“Wild” mussels have grit in them, which is probably sand, and the “strings” are remnants of their beards, which are routinely removed from the “domesticated” (tame?) ones before they reach the market.
Mussels don’t burrow in the sand as clams do, cement their shells to each other as oysters do, or swim freely as scallops do. They anchor themselves to something stationary by means of a byssus, or beard, a clump of tough threads that they manufacture by extruding a liquid protein that hardens in seawater and sticks better than Super Glue to almost anything.
In fact, scientists have been trying to reproduce it in the laboratory for possible use in gluing people back together after surgery.
Mussels are raised on underwater hanging hemp ropes in Spain, on bamboo poles in Thailand, on oak boards in France, on “longlines” (Paul Bunyan-sized socks hanging from an underwater clothesline) in Sweden and Canada, and on shallow ocean bottoms in the Netherlands and Maine.
In these environments they pick up little if any sand. Their beards are clipped by machine before they’re sent to market, although you may still have to yank a few. Otherwise, cultivated mussels need no cleaning beyond a cold-water rinse. Any whose shells gape open and don’t close when tapped sharply with one of its brethren are dead, and should be discarded.

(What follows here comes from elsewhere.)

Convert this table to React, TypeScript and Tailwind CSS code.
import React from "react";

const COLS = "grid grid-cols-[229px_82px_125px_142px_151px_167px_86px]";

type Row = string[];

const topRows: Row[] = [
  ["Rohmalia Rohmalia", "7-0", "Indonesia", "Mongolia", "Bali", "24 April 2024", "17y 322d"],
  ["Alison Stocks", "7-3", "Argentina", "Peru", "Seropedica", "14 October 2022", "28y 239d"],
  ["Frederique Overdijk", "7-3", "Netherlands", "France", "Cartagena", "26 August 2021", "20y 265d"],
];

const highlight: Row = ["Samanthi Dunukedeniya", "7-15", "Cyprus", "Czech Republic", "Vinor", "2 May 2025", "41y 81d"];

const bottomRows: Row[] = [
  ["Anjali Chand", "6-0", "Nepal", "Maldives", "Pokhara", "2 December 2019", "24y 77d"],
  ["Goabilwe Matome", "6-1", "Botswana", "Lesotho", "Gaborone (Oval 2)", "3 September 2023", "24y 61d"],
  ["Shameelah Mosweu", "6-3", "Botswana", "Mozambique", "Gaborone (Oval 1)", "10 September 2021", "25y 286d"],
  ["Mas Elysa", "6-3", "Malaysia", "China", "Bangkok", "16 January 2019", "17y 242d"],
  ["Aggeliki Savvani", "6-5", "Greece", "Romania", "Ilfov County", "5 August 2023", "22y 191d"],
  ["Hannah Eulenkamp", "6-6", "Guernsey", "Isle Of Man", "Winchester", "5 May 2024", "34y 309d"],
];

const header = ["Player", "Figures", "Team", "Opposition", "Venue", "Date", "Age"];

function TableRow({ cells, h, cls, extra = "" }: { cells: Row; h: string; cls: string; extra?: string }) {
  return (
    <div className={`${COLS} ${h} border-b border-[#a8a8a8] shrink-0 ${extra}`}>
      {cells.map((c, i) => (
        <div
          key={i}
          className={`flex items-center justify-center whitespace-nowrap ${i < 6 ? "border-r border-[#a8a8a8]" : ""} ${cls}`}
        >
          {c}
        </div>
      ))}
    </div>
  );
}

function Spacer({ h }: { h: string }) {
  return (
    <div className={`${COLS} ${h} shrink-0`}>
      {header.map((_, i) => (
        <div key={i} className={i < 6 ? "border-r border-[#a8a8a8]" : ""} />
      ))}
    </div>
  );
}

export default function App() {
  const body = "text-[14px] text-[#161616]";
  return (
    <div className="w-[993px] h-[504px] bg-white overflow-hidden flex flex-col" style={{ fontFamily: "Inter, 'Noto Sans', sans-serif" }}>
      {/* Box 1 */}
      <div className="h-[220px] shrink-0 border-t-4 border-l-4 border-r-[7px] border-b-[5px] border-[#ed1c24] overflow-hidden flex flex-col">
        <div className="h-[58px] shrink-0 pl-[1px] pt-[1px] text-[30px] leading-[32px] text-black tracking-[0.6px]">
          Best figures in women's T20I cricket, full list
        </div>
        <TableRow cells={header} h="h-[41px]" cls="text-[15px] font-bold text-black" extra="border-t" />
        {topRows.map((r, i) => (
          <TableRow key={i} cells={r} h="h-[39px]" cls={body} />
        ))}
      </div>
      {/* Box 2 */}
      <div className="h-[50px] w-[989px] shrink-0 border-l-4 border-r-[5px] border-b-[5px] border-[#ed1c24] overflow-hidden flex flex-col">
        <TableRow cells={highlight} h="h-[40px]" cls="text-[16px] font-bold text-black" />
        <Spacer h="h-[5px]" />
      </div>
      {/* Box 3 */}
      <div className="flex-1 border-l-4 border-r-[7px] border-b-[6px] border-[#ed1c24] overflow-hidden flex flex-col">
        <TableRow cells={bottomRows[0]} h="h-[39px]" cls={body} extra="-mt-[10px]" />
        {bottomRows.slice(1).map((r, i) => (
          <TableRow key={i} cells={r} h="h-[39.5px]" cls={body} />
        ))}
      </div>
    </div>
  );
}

In the bottom-culture method used in Maine, wild, inch-long baby blue mussels are dredged from selected natural locations and sown by being scattered thinly onto leased beds where, not having to compete for food in the sea-floor jungle, they will grow to two to three inches in 18 to 4 months. In the wild, it might take them 7 to 8 years to reach that size. (If successful at evading ducks, crabs, starfish, and humans, mussels will live for 12 to 13 years, with some growing as old as 20.) Pampered and plump, cultivated mussels in the shell will be at least 25 percent meat by weight, whereas wild ones rarely exceed 15 percent.
Anchored as they are, mussels must depend for food on whatever the ocean currents bring them. Like clams and oysters, they feed by constantly taking in water and filtering out particles of plankton. A typical two-inch-long blue mussel may process 10 to 15 gallons of water per day. Unfortunately, its filtering system can also trap bacteria and other toxic microorganisms. That’s why mussels from polluted waters are so dangerous; bacteria can pile up in a mussel like dirt in a vacuum-cleaner bag. Cultivated mussels are raised in carefully monitored waters.

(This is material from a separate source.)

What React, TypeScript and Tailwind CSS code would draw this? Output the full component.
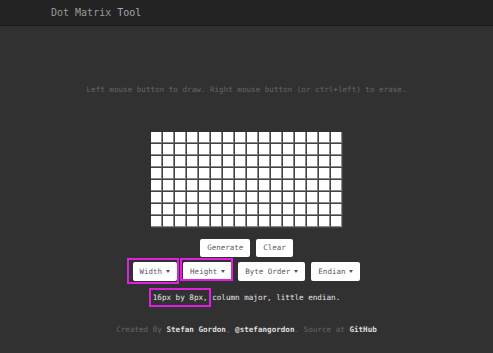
import React from "react";

const mono = { fontFamily: '"DejaVu Sans Mono", "Liberation Mono", monospace' };

function Caret() {
    return <span className="inline-block ml-[4px] mb-[1px] align-middle w-0 h-0 border-l-[2.5px] border-r-[2.5px] border-t-[3px] border-l-transparent border-r-transparent border-t-[#555]" />;
}

function Btn({ children, caret, highlight }: { children: React.ReactNode; caret?: boolean; highlight?: string }) {
    return (
        <button className="relative h-[19px] px-[7px] bg-white rounded-[2px] text-[7.5px] text-[#5a5a5a] leading-none flex items-center">
            {children}
            {caret && <Caret />}
            {highlight && <span className={`absolute border-2 border-[#e020e0] pointer-events-none ${highlight}`} />}
        </button>
    );
}

export default function App() {
    const cells = Array.from({ length: 16 * 8 });
    return (
        <div className="w-[493px] h-[353px] bg-[#313131] flex flex-col overflow-hidden" style={mono}>
            <header className="h-[26px] bg-[#232323] border-b border-[#1a1a1a] flex items-center pl-[51px] shrink-0">
                <span className="text-[10px] text-[#9a9a9a]">Dot Matrix <span className="text-[#a4a8ae]">Tool</span></span>
            </header>

            <p className="mt-[59px] text-center text-[7.6px] leading-[10px] text-[#666]">
                Left mouse button to draw. Right mouse button (or ctrl+left) to erase.
            </p>

            <div className="mt-[37px] mx-auto grid grid-cols-[repeat(16,12px)] w-[192px]">
                {cells.map((_, i) => (
                    <div
                        key={i}
                        className="w-[12px] h-[12px] bg-white border-r border-b border-[#444] shadow-[inset_-1px_-1px_0_#8a8a8a]"
                    />
                ))}
            </div>

            <div className="mt-[11px] flex justify-center gap-[6px]">
                <button className="h-[18px] px-[7px] bg-white rounded-[2px] text-[7.5px] text-[#5a5a5a] leading-none">Generate</button>
                <button className="h-[18px] px-[7px] bg-white rounded-[2px] text-[7.5px] text-[#5a5a5a] leading-none">Clear</button>
            </div>

            <div className="mt-[5px] flex justify-center gap-[6px]">
                <Btn caret highlight="-left-[6px] -right-[2px] -top-[4px] -bottom-[3px]">Width</Btn>
                <Btn caret highlight="-left-[3px] -right-[1px] -top-[4px] bottom-[0px]">Height</Btn>
                <Btn caret>Byte Order</Btn>
                <Btn caret>Endian</Btn>
            </div>

            <p className="mt-[12px] text-center text-[7.6px] leading-[10px] text-[#e6e6e6] font-medium">
                <span className="relative">
                    16px by 8px,
                    <span className="absolute -left-[4px] -right-[3px] -top-[5px] -bottom-[5px] border-2 border-[#e020e0]" />
                </span>{" "}
                column major, little endian.
            </p>

            <p className="mt-[22px] text-center text-[7.6px] leading-[10px] text-[#666]">
                Created By <span className="text-[#ddd] font-bold">Stefan Gordon</span>,{" "}
                <span className="text-[#ddd] font-bold">@stefangordon</span>. Source at{" "}
                <span className="text-[#ddd] font-bold">GitHub</span>
            </p>
        </div>
    );
}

There are seventeen known species of edible mussels in the world. The one that you’ll see most often is the Atlantic blue mussel (it’s actually blue-black), Mytilus edulis, which is raised mostly in the waters off Maine and Prince Edward Island, Canada. A similar species, Mytilus troesselus, is grown in the state of Washington. But from May through July, the blue mussels are likely to be devoting all their energies to spawning, which makes them weak and flabby and not good to eat.
Fortunately for mytilophiles, the Mediterranean mussel, Mytilus galloprovincialis, which is being cultivated on the West Coast, spawns in January and February, so it’s good eatin’ all summer. It is mild, sweet, plump, and big, ranging up to seven inches long and up to 60 percent meat at its peak.

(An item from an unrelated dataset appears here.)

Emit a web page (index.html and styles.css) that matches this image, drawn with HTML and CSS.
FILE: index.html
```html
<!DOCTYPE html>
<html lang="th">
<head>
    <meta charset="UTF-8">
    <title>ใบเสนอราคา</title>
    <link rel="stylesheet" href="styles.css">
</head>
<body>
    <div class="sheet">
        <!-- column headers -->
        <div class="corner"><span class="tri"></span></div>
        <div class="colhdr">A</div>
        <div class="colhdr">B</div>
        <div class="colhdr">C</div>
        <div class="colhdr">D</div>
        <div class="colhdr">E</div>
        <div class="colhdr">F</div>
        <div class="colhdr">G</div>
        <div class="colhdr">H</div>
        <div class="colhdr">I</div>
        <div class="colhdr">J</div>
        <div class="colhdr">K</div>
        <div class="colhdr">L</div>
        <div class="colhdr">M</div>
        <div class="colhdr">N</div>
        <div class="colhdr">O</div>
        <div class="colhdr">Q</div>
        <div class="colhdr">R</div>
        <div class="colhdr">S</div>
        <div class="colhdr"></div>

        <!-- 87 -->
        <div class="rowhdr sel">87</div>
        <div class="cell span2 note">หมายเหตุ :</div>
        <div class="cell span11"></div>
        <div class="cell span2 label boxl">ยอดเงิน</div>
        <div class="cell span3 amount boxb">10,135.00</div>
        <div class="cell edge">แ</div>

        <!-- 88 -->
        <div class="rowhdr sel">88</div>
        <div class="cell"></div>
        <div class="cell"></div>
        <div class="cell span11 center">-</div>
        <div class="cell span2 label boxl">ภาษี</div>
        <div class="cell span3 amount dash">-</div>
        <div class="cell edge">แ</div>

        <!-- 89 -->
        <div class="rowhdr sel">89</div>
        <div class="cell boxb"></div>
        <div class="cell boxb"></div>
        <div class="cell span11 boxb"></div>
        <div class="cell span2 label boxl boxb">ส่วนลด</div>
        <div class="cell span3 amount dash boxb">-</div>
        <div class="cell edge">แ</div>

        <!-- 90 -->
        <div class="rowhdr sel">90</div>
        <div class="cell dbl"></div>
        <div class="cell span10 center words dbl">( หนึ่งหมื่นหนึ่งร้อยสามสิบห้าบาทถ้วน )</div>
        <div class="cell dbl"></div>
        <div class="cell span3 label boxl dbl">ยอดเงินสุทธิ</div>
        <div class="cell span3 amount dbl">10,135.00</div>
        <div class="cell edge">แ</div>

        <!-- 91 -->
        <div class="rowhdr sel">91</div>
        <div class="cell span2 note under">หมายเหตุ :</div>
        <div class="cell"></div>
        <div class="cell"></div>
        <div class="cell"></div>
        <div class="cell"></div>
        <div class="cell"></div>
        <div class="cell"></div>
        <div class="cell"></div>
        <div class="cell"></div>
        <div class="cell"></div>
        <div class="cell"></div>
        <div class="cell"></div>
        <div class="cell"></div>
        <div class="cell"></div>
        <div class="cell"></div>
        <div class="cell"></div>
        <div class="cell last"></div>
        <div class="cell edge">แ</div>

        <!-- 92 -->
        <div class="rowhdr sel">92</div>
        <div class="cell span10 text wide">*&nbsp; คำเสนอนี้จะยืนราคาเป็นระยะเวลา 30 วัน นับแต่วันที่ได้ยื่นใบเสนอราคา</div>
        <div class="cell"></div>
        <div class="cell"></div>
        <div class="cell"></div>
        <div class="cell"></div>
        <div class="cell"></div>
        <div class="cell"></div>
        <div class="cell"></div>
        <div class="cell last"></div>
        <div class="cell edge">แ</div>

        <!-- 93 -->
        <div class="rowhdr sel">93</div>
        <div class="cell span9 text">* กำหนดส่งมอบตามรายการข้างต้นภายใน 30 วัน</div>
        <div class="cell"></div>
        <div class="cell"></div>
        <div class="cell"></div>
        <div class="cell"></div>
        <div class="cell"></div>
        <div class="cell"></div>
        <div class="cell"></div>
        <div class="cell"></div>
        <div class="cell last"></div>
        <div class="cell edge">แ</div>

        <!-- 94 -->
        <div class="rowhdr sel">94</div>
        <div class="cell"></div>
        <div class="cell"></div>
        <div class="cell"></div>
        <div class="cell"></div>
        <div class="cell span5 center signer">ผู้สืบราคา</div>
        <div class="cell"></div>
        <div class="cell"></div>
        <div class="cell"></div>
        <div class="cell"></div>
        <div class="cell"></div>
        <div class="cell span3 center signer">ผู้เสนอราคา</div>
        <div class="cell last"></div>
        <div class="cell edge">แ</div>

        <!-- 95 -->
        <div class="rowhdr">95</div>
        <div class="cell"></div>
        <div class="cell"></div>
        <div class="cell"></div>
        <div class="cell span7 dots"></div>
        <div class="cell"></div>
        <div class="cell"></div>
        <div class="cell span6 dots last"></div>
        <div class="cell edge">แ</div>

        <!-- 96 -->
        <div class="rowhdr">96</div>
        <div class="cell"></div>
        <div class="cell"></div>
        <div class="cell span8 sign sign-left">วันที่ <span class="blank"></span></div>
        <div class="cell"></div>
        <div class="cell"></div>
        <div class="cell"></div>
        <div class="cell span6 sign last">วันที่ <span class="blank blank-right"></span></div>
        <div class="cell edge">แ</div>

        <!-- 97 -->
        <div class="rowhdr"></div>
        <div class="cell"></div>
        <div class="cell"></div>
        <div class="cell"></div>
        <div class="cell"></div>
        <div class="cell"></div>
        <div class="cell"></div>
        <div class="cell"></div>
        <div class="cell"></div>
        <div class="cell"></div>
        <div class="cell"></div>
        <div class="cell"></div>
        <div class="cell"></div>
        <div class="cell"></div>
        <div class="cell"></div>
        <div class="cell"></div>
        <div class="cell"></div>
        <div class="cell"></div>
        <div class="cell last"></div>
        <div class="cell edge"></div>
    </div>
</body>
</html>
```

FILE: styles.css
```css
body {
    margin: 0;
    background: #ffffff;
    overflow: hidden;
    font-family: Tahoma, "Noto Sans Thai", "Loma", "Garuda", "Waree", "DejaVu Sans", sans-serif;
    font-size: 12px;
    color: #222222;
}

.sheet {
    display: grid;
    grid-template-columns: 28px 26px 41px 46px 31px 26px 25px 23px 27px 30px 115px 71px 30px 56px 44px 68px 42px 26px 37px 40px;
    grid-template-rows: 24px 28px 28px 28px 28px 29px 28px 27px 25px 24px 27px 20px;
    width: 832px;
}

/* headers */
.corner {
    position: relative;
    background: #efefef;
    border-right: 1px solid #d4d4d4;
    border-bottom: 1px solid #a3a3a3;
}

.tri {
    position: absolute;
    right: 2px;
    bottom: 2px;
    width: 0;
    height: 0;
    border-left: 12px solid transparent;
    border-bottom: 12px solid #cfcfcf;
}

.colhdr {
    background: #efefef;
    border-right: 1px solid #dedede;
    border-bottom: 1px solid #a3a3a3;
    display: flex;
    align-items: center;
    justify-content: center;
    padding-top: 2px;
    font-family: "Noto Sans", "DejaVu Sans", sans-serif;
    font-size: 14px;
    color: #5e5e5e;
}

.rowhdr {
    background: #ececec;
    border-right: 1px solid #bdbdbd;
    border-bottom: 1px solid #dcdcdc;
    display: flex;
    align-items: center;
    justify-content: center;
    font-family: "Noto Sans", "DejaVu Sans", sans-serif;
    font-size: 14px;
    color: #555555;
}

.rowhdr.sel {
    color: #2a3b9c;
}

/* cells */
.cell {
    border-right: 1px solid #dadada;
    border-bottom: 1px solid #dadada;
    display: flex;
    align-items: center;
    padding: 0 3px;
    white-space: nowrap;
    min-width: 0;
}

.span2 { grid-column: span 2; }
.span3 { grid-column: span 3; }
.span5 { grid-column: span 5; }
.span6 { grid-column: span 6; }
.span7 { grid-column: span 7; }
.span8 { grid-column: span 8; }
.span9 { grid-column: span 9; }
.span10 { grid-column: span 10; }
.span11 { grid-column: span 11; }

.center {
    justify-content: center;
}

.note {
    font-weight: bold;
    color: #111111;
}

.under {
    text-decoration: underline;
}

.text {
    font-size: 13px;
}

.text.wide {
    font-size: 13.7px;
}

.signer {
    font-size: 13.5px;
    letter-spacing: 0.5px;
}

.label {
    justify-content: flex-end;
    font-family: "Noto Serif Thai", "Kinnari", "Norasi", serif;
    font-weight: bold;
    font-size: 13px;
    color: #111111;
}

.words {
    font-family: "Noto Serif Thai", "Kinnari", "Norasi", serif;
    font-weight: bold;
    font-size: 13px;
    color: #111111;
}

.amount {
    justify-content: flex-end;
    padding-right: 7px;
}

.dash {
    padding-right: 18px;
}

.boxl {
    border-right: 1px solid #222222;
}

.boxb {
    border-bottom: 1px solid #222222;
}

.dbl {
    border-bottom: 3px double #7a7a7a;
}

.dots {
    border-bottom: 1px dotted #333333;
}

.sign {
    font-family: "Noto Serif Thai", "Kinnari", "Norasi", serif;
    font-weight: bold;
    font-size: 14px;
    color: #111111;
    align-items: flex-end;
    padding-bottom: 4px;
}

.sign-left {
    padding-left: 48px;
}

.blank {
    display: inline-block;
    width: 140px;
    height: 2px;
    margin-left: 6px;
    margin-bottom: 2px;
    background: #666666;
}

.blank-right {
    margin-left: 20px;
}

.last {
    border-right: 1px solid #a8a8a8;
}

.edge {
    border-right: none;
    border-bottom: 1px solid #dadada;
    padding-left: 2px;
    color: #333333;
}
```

Another kind of cultured mussel becoming more available in the United States is the greenshell, Perna canaliculus from New Zealand and Perna viridisis from Southeast Asia. The genus Perna has only one muscle, the adductor muscle, holding its shells together, while the genus Mytilus has two.
The greenshells, which measure three or four inches long, are edged with a startling emerald-green color, but the meat is the usual cream or orange color. (Male mussels are usually cream-colored; female mussels are more likely to be orange.) Because greenshell mussels are shipped frozen, you can find them year-round.
Even the blue mussels from Maine are now available year-round, because mussel beds in slightly different locations spawn at slightly different times, and the clever farmers can select the non-spawners for harvesting throughout the summer. You may now eat mussels in all months except those that have q’s in their names.